According to your suggestion, it is equivalent to I established a gp model for each measuring point, a total of 400 gp models. But after I build the gp model, I will use it on MCMC to calculate the posterior distribution of the input variables in the gp model. This means that every step of MCMC requires the output results of the 400 gp models established before. But this is indeed a method, I think I might try it, thank you very much for your suggestions.

1 Like

Agree with @BioGoertz, but unfortunately those approaches end up being pretty slow (but often that’s all you can do).

This has been bugging me for a while, and there isn’t really anything tricky about the implementation, so here’s an example of multioutput GPs for Marginal, hopefully that helps you out in this case. I def agree that it would be great if PyMC4 had this functionality built-in.


Yeah, definitely look into the Sparse GP implementations, they should help a lot with speed.

According to your suggestion, it is equivalent to I established a gp model for each measuring point, a total of 400 gp models.

Only sort of. My suggestion is to go one of two directions, depending on whether you care about each sensor individually (that is, you are actually interested in comparing how sensor 1 behaves at wind speed [13.83, 0.43] vs [10.8, 0.23], and separately how sensor 2 behaves at various wind speeds) or if you only care about them collectively, i.e. you just want to know the mean and standard deviation of the sensor readings. The second case is easier, and seems most similar to your model. This is really just one GP, not 400, but with repeated observations:

# Tile and reshape your input matrix, (88,2) -> (35200,2)
X_tiled = np.tile(X,[1,1,2]).reshape([-1,2]) 
# Transform and flatten observation matrix, (88,400) -> (35200,)
# Note that if your observations are strictly positive, you should probably 
# transform them from (0, +inf) to (-inf, +inf) via a log link. Of course, 
# if an observation of 0 is possible, a different transformation function 
# or a different likelihood model (via a `Latent` GP) would be better.
lg_y_flat = np.log(y.flatten()) 

with pm.Model() as gp_model:
        ls = pm.Normal('ls',mu = 0.2, sd = 1)
        # Is there a reason you didn't include scaling?
        η= pm.Gamma('η', alpha=2, beta=1)
        cov = η**2 *, ls = ls)
        gp =
        eps = pm.Exponential('eps', 1)  # Noise should be strictly positive
        y_pred = gp.marginal_likelihood('y_pred', X = X_tiled, y = lg_y_flat, noise = eps)
        # I'd strongly recommend starting with the MAP, at least for prototyping the model
        mp = pm.find_MAP()

Alternatively, if you do care about individual sensor behavior, I’d encode the x/y/z position of each sensor in the input data. That means you now have 5 input dimensions (two related to wind speed and three related to position) which will allow the model to capture the spatial correlations between sensor readings. You may want to different covariance kernels for the spatial vs wind speed inputs.

Additional modeling tips

A couple extra thoughts come to mind.

  1. You say X is related to wind speed, might I hazard a guess that these are vectors of speed and angle? If that’s the case, you may want to consider a Circular Kernel that will likely capture angular continuity better.

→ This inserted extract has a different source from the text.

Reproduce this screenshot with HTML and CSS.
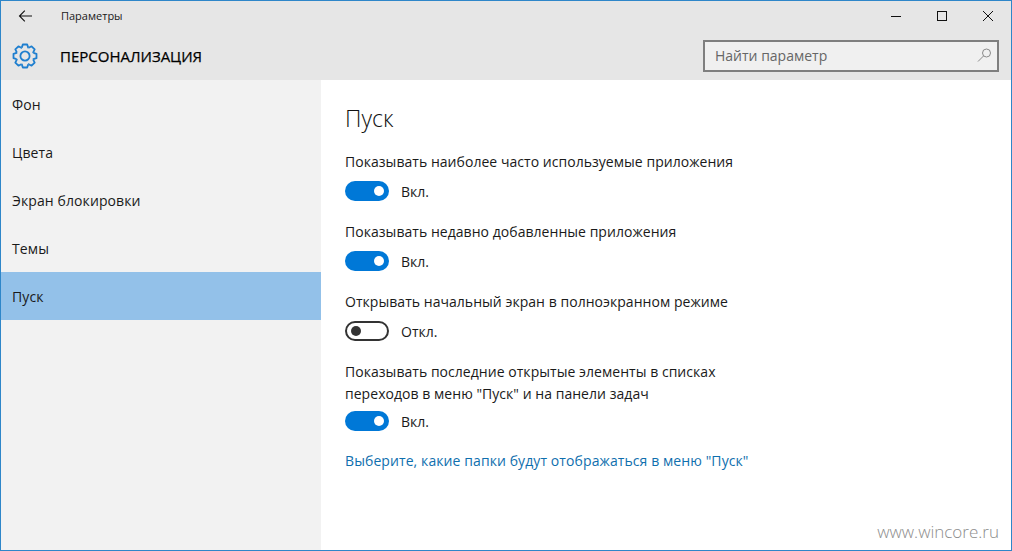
FILE: index.html
```html
<!DOCTYPE html>
<html lang="ru">
<head>
<meta charset="utf-8">
<title>Параметры</title>
<link rel="stylesheet" href="styles.css">
</head>
<body>
<div class="window">
  <header class="head">
    <div class="titlebar">
      <svg class="back" width="16" height="14" viewBox="0 0 16 14"><path d="M14 7H1.5M6.8 1.7 1.5 7l5.3 5.3" fill="none" stroke="#111" stroke-width="1.1"/></svg>
      <span class="apptitle">Параметры</span>
      <div class="winbtns">
        <svg width="12" height="12" viewBox="0 0 12 12"><path d="M1 6.5h10" stroke="#111" stroke-width="1"/></svg>
        <svg width="12" height="12" viewBox="0 0 12 12"><rect x="1.5" y="1.5" width="9" height="9" fill="none" stroke="#111" stroke-width="1"/></svg>
        <svg width="12" height="12" viewBox="0 0 12 12"><path d="M1 1l10 10M11 1 1 11" stroke="#111" stroke-width="1"/></svg>
      </div>
    </div>
    <div class="subbar">
      <svg class="gear" width="26" height="26" viewBox="-13 -13 26 26">
        <defs><path id="tooth" d="M-3.2-8.4-2.2-11.5H2.2L3.2-8.4 3.68-8.2"/></defs>
        <g fill="none" stroke="#1f7fcf" stroke-width="1.8" stroke-linejoin="round">
          <use href="#tooth"/>
          <use href="#tooth" transform="rotate(45)"/>
          <use href="#tooth" transform="rotate(90)"/>
          <use href="#tooth" transform="rotate(135)"/>
          <use href="#tooth" transform="rotate(180)"/>
          <use href="#tooth" transform="rotate(225)"/>
          <use href="#tooth" transform="rotate(270)"/>
          <use href="#tooth" transform="rotate(315)"/>
          <circle r="4.6"/>
        </g>
      </svg>
      <h2 class="section">ПЕРСОНАЛИЗАЦИЯ</h2>
      <div class="search">
        <span>Найти параметр</span>
        <svg width="16" height="16" viewBox="0 0 16 16"><circle cx="10.5" cy="6" r="4" fill="none" stroke="#8a8a8a" stroke-width="1"/><path d="M7.6 8.9 2 14.5" stroke="#8a8a8a" stroke-width="1"/></svg>
      </div>
    </div>
  </header>
  <div class="body">
    <nav class="side">
      <a class="item">Фон</a>
      <a class="item">Цвета</a>
      <a class="item">Экран блокировки</a>
      <a class="item">Темы</a>
      <a class="item active">Пуск</a>
    </nav>
    <main class="main">
      <h1 class="title">Пуск</h1>
      <section class="setting">
        <p class="label">Показывать наиболее часто используемые приложения</p>
        <div class="state"><span class="toggle on"></span><span>Вкл.</span></div>
      </section>
      <section class="setting">
        <p class="label">Показывать недавно добавленные приложения</p>
        <div class="state"><span class="toggle on"></span><span>Вкл.</span></div>
      </section>
      <section class="setting">
        <p class="label">Открывать начальный экран в полноэкранном режиме</p>
        <div class="state"><span class="toggle off"></span><span>Откл.</span></div>
      </section>
      <section class="setting multi">
        <p class="label">Показывать последние открытые элементы в списках<br>переходов в меню "Пуск" и на панели задач</p>
        <div class="state"><span class="toggle on"></span><span>Вкл.</span></div>
      </section>
      <a class="link">Выберите, какие папки будут отображаться в меню "Пуск"</a>
      <span class="mark">www.wincore.ru</span>
    </main>
  </div>
</div>
</body>
</html>
```
FILE: styles.css
```css
* { box-sizing: border-box; }
html, body { margin: 0; height: 100%; }
body { font-family: "Open Sans", "Noto Sans", sans-serif; color: #1a1a1a; background: #fff; }
.window { width: 1012px; height: 551px; border: 1px solid #2e86c9; display: flex; flex-direction: column; overflow: hidden; }
.head { height: 79px; background: #e6e6e6; flex: none; }
.titlebar { height: 31px; display: flex; align-items: center; padding-left: 17px; padding-bottom: 2px; }
.back { flex: none; }
.apptitle { font-size: 11px; margin-left: 27px; }
.winbtns { margin-left: auto; margin-top: 1px; display: flex; gap: 34px; padding-right: 17px; align-items: center; }
.subbar { height: 48px; display: flex; align-items: center; padding-left: 11px; padding-right: 12px; }
.gear { flex: none; }
.section { font-size: 15px; font-weight: 400; margin: 0 0 0 22px; color: #000; -webkit-text-stroke: 0.25px #000; }
.search { margin-left: auto; width: 296px; height: 32px; border: 2px solid #7f7f7f; background: #f0f0f0; display: flex; align-items: center; justify-content: space-between; padding: 0 5px 2px 10px; font-size: 14px; color: #666; }
.body { flex: 1; display: flex; min-height: 0; }
.side { width: 320px; background: #f2f2f2; display: flex; flex-direction: column; flex: none; }
.item { height: 48px; display: flex; align-items: center; padding-left: 11px; font-size: 14px; letter-spacing: .1px; color: #1a1a1a; }
.item.active { background: #93c1e9; }
.main { flex: 1; position: relative; padding: 23px 0 0 24px; }
.title { font-size: 23px; font-weight: 300; margin: 0 0 18px; line-height: 30px; color: #111; }
.setting { margin-bottom: 12px; }
.label { margin: 0; font-size: 14px; line-height: 22px; letter-spacing: .04px; }
.state { display: flex; align-items: center; gap: 12px; height: 36px; font-size: 14px; }
.multi .state { margin-top: -2px; }
.toggle { width: 44px; height: 20px; border-radius: 10px; position: relative; flex: none; }
.toggle::after { content: ""; position: absolute; width: 10px; height: 10px; border-radius: 50%; top: 5px; }
.toggle.on { background: #0078d7; }
.toggle.on::after { background: #fff; right: 5px; }
.toggle.off { border: 2px solid #333; }
.toggle.off::after { background: #333; left: 4px; top: 3px; }
.link { font-size: 14px; letter-spacing: .09px; color: #0f6fae; display: block; margin-top: 7px; }
.mark { position: absolute; right: 12px; bottom: 7px; font-size: 17px; font-weight: 300; color: #8c8c8c; }
```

  2. Particularly at high dimensions, it will be very important to have reasonable priors on the hyperparameters. I’d check out Michael Betancourt’s blog post on the topic and my answer here for how I implement his suggestions in python.


Hi, thank you for your very sincere help, and I spent several days trying to understand your suggestion in my case for I’m a novice.

##Tile and reshape your input matrix, (88,2) → (35200,2)
X_tiled = np.tile(X,[1,1,2]).reshape([-1,2])

I think it should be:

X_tiled = np.tile(X,[1,1,400]).reshape([-1,2])

Hope I get what you mean. And when I use the predict function, enter two parameters, I will get one output value.

What I want to say is, my previous description of the observations may be a bit vague, I originally thought that entering two values can get 400 values, like the Gaussian process model in sklearn object, because these 400 values are in order, they are not randomly sample from a certain distribution, each has different sequence and position. (I don’t know if I have expressed it clearly). So I hope to achieve the effect of establishing a gp model for each measurement point.

All in all, thank you very, very much, I think I might find a way to process my training data, and use the method you suggested to achieve my goal.

1 Like

Great, good luck! Good catch on the typo in my code. I’m not sure how sklearn could be implemented to achieve the behavior you described… But yeah, I think you need to treat that “order” of your 400 values as an extra input dimension (or three).